◆ **Brief**: Drop the pictures and give back word for word the lines from the line holding "Write a component" to the line holding "status bar ---------- */", both included.
++++ Extracted data ++++
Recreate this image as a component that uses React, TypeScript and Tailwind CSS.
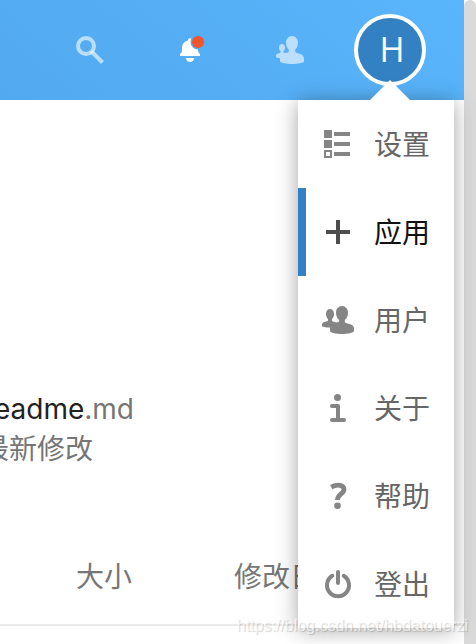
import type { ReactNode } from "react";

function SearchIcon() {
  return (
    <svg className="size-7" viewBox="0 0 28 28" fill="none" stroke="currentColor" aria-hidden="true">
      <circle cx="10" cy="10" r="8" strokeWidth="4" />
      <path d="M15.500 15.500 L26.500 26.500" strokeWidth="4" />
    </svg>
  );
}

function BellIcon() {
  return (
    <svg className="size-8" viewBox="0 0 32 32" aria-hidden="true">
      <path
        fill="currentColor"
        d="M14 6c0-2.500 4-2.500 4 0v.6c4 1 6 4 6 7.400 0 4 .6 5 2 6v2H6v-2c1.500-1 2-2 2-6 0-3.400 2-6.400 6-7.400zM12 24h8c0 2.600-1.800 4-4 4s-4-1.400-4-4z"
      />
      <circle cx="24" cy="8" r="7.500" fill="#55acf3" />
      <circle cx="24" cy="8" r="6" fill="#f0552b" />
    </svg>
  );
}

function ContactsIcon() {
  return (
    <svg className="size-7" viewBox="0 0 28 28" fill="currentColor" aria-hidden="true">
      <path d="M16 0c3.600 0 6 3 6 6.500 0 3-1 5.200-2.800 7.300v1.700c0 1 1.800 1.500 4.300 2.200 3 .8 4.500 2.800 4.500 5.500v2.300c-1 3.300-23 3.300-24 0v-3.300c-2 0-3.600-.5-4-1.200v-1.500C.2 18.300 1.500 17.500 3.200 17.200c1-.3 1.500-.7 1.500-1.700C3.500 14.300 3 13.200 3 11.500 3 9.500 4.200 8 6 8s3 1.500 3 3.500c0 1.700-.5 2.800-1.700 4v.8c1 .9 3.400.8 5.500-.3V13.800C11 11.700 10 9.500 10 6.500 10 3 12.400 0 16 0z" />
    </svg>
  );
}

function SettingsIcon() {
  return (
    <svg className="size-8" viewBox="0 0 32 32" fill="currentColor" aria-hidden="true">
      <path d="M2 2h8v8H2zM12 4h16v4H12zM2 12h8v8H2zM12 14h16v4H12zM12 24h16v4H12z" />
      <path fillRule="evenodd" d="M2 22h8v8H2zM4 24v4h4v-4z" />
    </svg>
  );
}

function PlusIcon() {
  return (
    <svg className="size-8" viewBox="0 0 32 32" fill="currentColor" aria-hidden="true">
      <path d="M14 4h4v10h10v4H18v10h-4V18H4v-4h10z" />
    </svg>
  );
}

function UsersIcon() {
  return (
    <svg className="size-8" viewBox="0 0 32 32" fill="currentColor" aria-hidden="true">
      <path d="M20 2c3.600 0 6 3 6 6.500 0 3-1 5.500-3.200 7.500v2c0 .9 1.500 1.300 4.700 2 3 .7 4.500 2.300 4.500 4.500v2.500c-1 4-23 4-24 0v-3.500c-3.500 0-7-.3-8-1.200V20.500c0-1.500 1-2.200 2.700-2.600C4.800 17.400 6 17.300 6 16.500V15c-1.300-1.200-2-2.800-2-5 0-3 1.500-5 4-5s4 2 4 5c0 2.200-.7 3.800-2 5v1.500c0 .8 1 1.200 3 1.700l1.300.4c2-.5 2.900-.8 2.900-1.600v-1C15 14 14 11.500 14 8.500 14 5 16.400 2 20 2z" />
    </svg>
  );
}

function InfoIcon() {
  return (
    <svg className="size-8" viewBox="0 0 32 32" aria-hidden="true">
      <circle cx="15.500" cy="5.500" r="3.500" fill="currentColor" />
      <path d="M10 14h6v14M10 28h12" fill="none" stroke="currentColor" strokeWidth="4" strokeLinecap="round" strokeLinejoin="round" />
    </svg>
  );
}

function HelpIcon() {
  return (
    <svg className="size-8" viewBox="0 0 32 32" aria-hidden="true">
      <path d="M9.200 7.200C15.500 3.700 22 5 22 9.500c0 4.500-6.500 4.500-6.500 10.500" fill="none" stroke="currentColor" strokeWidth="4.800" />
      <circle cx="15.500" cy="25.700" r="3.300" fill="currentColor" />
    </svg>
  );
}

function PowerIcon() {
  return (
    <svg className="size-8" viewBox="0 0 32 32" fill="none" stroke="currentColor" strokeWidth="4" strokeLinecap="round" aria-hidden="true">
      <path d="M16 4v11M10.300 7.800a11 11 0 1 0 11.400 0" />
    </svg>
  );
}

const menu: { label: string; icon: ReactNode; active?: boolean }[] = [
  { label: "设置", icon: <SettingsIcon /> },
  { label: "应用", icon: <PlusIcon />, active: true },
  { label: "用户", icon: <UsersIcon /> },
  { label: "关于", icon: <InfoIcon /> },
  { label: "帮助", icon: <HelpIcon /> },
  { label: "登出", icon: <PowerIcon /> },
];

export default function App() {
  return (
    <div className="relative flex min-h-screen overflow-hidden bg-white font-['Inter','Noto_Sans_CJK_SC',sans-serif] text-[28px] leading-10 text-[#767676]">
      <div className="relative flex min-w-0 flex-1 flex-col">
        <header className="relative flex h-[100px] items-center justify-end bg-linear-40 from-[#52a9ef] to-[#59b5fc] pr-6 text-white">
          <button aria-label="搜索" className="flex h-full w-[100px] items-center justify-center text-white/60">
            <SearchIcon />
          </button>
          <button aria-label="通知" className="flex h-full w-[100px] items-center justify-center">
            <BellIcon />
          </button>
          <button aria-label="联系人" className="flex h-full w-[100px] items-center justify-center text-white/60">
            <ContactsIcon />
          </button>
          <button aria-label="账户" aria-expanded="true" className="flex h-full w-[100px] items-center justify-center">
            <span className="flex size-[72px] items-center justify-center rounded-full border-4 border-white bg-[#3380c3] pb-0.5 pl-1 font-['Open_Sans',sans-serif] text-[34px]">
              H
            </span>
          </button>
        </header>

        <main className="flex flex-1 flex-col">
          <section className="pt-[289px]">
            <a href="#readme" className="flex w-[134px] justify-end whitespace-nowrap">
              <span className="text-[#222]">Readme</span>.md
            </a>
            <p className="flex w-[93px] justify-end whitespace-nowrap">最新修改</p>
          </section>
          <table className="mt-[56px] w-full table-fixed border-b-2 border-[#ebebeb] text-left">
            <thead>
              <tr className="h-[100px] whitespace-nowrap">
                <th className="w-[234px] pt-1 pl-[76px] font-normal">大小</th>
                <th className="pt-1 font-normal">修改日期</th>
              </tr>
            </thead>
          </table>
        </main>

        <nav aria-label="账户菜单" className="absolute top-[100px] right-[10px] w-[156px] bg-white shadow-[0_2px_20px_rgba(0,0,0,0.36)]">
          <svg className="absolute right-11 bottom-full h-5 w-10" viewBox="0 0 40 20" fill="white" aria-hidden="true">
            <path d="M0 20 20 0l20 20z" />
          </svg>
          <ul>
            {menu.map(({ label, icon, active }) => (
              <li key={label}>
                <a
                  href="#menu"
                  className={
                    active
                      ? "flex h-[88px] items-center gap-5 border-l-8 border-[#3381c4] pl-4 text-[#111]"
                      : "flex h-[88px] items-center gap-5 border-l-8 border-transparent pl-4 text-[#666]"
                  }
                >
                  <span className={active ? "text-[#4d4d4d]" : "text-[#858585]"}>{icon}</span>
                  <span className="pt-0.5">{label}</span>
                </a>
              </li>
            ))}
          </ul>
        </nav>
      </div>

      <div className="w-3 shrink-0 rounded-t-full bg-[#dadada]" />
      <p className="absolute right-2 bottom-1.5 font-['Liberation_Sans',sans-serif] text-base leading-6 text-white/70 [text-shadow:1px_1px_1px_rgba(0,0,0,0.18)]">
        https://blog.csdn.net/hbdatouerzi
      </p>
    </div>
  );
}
++++
++++ Extracted data ++++
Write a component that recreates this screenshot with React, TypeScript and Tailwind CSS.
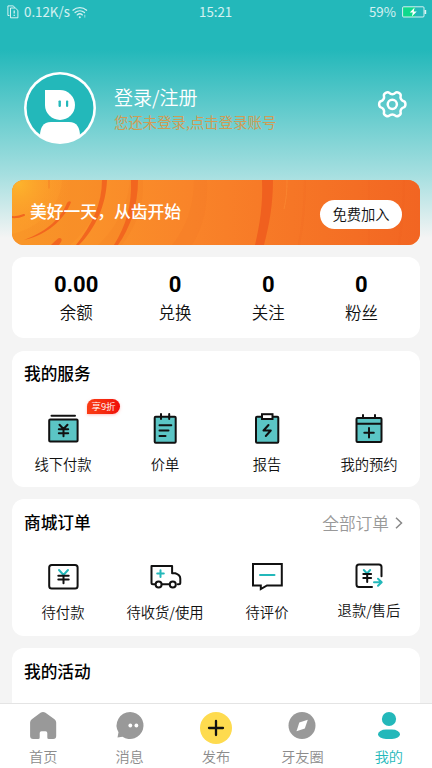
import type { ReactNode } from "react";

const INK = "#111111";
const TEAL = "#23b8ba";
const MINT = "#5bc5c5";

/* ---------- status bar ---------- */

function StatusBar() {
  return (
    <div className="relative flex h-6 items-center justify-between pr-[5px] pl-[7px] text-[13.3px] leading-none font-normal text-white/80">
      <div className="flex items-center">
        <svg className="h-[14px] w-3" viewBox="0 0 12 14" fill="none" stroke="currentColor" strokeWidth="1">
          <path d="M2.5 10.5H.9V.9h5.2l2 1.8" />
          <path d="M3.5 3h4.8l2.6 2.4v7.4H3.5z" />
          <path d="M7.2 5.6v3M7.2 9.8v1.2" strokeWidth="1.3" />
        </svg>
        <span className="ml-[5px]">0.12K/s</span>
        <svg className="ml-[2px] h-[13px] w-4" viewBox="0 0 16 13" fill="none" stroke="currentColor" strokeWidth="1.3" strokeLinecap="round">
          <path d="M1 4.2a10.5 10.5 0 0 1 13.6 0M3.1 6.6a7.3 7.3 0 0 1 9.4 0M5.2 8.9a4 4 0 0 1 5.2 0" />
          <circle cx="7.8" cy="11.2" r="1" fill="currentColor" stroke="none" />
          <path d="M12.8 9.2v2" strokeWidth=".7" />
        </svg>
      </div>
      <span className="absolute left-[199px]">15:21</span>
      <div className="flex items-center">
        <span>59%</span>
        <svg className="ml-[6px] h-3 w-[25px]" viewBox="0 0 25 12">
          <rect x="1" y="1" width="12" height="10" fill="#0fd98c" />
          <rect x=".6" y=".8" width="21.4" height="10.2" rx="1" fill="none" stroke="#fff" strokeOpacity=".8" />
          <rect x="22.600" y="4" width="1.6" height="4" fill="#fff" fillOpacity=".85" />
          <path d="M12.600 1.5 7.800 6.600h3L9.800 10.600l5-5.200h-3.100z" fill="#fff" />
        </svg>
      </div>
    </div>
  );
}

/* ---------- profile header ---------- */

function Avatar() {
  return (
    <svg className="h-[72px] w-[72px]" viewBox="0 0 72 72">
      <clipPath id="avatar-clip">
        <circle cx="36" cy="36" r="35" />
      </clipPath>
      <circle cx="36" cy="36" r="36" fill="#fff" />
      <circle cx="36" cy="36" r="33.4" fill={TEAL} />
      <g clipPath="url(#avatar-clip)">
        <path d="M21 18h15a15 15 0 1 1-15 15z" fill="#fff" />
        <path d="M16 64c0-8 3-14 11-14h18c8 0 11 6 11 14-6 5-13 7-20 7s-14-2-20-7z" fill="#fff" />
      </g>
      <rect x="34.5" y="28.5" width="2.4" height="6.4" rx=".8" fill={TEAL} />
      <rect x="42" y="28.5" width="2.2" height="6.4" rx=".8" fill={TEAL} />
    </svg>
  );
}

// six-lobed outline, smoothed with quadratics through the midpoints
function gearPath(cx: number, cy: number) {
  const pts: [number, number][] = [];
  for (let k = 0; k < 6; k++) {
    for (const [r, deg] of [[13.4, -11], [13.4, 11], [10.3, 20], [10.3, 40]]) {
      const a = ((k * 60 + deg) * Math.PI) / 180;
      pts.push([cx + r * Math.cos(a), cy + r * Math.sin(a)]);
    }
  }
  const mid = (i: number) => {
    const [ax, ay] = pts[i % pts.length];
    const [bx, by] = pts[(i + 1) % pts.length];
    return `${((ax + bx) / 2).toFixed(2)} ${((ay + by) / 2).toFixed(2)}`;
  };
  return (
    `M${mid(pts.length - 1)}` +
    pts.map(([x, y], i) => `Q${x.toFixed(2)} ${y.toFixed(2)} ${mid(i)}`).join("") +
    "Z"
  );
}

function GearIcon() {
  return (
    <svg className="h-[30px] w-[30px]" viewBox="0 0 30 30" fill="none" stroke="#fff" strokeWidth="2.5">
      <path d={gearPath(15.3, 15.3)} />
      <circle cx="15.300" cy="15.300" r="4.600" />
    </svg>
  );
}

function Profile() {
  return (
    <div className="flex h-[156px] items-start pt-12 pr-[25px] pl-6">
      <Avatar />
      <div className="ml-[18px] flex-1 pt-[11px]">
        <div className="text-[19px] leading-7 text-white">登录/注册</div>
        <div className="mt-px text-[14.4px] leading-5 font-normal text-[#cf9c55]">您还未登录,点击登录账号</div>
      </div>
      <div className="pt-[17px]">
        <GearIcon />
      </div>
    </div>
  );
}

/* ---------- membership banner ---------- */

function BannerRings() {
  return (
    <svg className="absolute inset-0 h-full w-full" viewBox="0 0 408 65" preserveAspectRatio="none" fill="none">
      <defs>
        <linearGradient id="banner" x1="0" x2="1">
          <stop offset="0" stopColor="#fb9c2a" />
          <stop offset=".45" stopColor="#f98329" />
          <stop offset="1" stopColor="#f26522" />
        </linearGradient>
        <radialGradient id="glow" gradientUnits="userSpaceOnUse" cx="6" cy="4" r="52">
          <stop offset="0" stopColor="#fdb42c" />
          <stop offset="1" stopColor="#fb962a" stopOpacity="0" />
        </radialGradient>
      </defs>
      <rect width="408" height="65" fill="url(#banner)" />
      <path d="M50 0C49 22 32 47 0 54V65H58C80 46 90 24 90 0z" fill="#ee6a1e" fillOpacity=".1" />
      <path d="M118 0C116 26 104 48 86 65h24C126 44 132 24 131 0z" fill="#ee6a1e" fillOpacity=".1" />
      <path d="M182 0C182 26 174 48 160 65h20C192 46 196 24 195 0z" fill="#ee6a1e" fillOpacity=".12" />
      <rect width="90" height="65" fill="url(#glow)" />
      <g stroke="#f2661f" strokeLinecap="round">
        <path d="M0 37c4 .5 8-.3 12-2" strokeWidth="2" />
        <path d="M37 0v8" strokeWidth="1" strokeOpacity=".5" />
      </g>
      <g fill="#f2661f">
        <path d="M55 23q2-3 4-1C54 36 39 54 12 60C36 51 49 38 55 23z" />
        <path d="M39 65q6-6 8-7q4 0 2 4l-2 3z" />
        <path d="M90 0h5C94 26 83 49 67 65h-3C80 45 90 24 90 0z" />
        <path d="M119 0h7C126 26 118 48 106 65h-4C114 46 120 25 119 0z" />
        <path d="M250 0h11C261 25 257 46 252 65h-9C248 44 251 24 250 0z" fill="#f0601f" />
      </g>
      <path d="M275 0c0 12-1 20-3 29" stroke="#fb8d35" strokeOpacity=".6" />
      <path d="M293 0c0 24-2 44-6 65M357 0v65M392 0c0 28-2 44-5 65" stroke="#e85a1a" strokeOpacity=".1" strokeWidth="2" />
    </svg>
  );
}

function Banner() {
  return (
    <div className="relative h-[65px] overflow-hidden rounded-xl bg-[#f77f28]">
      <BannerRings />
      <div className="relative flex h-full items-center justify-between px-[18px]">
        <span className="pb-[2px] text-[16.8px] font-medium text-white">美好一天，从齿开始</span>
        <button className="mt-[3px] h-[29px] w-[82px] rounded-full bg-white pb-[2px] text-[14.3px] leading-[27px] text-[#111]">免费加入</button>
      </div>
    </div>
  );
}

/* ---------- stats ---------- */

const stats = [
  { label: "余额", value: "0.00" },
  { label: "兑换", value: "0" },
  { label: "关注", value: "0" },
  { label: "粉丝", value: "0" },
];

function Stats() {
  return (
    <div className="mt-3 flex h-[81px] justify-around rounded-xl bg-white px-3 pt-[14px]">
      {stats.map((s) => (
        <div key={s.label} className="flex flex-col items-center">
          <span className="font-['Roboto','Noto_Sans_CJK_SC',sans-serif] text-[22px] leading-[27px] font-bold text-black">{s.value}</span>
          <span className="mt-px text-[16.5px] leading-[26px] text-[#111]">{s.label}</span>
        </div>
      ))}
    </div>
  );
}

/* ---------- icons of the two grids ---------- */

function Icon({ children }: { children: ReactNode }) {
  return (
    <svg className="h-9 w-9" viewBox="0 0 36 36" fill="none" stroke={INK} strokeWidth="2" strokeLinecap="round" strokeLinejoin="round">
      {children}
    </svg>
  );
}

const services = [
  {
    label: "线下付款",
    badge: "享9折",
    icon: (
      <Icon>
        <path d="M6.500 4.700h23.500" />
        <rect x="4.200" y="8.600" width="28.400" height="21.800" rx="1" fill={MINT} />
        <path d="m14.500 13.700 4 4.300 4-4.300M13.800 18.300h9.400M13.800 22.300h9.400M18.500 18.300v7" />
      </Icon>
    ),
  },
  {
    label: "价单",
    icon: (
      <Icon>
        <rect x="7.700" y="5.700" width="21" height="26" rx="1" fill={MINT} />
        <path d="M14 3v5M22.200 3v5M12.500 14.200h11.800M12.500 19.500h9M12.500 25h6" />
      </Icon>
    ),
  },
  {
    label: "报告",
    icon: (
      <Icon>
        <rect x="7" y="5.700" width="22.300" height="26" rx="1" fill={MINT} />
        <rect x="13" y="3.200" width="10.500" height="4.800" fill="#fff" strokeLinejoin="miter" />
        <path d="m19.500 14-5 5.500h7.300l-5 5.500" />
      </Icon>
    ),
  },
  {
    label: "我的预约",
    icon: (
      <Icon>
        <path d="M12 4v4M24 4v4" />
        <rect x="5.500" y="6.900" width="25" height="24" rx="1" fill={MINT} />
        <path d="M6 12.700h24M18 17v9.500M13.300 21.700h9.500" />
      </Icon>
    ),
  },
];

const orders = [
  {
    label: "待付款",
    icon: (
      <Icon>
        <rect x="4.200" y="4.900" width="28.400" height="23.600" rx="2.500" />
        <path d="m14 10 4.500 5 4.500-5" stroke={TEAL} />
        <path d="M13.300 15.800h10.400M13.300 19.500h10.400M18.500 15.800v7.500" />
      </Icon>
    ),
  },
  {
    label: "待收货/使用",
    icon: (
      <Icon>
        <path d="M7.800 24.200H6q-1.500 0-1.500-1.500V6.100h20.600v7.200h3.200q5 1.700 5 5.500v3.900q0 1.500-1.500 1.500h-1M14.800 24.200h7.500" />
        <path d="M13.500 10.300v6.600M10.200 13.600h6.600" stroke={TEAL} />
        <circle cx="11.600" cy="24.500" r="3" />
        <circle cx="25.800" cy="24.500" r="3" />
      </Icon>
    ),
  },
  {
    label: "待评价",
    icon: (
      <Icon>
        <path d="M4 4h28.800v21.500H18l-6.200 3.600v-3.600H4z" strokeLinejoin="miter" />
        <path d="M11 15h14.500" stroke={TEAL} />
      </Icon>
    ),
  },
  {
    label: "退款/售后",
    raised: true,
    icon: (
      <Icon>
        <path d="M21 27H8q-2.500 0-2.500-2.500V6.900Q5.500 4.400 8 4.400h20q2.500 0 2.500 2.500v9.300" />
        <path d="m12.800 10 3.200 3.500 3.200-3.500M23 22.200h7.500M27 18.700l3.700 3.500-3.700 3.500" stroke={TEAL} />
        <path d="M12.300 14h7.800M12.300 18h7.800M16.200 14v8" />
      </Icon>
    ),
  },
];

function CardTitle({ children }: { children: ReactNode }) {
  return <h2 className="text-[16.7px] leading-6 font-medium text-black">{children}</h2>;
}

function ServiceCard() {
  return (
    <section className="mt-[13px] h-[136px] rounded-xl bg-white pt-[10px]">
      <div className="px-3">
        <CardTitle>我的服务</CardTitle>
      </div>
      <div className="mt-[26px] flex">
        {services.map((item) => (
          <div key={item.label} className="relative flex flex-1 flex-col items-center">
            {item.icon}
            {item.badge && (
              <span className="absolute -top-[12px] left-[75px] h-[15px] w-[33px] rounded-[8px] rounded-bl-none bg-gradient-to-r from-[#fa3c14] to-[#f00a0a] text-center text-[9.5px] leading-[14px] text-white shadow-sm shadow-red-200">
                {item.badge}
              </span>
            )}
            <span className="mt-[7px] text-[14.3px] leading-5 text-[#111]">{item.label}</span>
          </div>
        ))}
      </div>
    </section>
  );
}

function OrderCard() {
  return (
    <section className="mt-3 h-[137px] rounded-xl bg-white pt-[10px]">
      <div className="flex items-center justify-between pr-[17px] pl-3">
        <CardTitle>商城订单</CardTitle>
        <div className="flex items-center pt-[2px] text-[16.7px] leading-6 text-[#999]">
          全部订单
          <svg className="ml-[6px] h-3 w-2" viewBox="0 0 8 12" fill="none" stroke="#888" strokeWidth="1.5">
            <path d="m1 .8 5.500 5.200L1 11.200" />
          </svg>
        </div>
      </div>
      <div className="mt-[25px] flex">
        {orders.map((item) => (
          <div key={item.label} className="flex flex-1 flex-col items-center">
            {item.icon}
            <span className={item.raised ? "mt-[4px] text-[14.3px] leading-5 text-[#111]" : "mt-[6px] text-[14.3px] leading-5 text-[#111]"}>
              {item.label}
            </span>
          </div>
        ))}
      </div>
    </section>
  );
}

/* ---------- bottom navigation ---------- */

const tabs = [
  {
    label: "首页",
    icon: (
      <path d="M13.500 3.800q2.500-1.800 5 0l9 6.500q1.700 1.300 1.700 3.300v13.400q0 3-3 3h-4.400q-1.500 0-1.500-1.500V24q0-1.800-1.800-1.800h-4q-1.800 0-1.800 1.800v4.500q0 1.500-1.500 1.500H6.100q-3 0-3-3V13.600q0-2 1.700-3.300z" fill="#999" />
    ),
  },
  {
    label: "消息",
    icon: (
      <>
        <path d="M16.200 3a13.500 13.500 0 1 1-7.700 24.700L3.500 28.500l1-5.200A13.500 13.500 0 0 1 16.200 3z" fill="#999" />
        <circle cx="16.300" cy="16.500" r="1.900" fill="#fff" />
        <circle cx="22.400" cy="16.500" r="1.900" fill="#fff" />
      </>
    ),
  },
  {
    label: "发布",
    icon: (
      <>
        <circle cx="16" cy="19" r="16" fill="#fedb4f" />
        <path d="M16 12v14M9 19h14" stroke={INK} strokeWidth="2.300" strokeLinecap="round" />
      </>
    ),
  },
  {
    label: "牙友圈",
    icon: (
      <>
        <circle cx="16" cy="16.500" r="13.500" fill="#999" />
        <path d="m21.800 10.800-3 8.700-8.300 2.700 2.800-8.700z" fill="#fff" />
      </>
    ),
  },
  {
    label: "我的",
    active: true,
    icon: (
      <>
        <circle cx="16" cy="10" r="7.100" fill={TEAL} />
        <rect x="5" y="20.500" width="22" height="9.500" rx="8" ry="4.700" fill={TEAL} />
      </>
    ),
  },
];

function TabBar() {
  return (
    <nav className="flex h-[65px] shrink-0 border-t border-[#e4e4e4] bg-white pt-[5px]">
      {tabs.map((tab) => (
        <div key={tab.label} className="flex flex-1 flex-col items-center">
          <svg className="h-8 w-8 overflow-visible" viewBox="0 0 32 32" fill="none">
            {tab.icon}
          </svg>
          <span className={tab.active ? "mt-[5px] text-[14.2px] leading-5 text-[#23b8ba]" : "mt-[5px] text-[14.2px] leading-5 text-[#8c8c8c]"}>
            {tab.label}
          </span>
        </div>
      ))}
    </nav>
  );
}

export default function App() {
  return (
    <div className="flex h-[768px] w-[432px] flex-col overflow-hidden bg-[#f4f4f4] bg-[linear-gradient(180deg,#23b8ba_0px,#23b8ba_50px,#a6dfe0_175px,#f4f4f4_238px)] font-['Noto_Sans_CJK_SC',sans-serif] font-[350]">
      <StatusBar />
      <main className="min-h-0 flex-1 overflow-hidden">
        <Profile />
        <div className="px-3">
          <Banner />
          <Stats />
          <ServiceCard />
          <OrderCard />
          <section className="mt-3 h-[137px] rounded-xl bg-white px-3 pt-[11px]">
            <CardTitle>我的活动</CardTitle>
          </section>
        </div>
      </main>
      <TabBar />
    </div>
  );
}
++++
◆ **Response to the exercise**:
Write a component that recreates this screenshot with React, TypeScript and Tailwind CSS.
import type { ReactNode } from "react";

const INK = "#111111";
const TEAL = "#23b8ba";
const MINT = "#5bc5c5";

/* ---------- status bar ---------- */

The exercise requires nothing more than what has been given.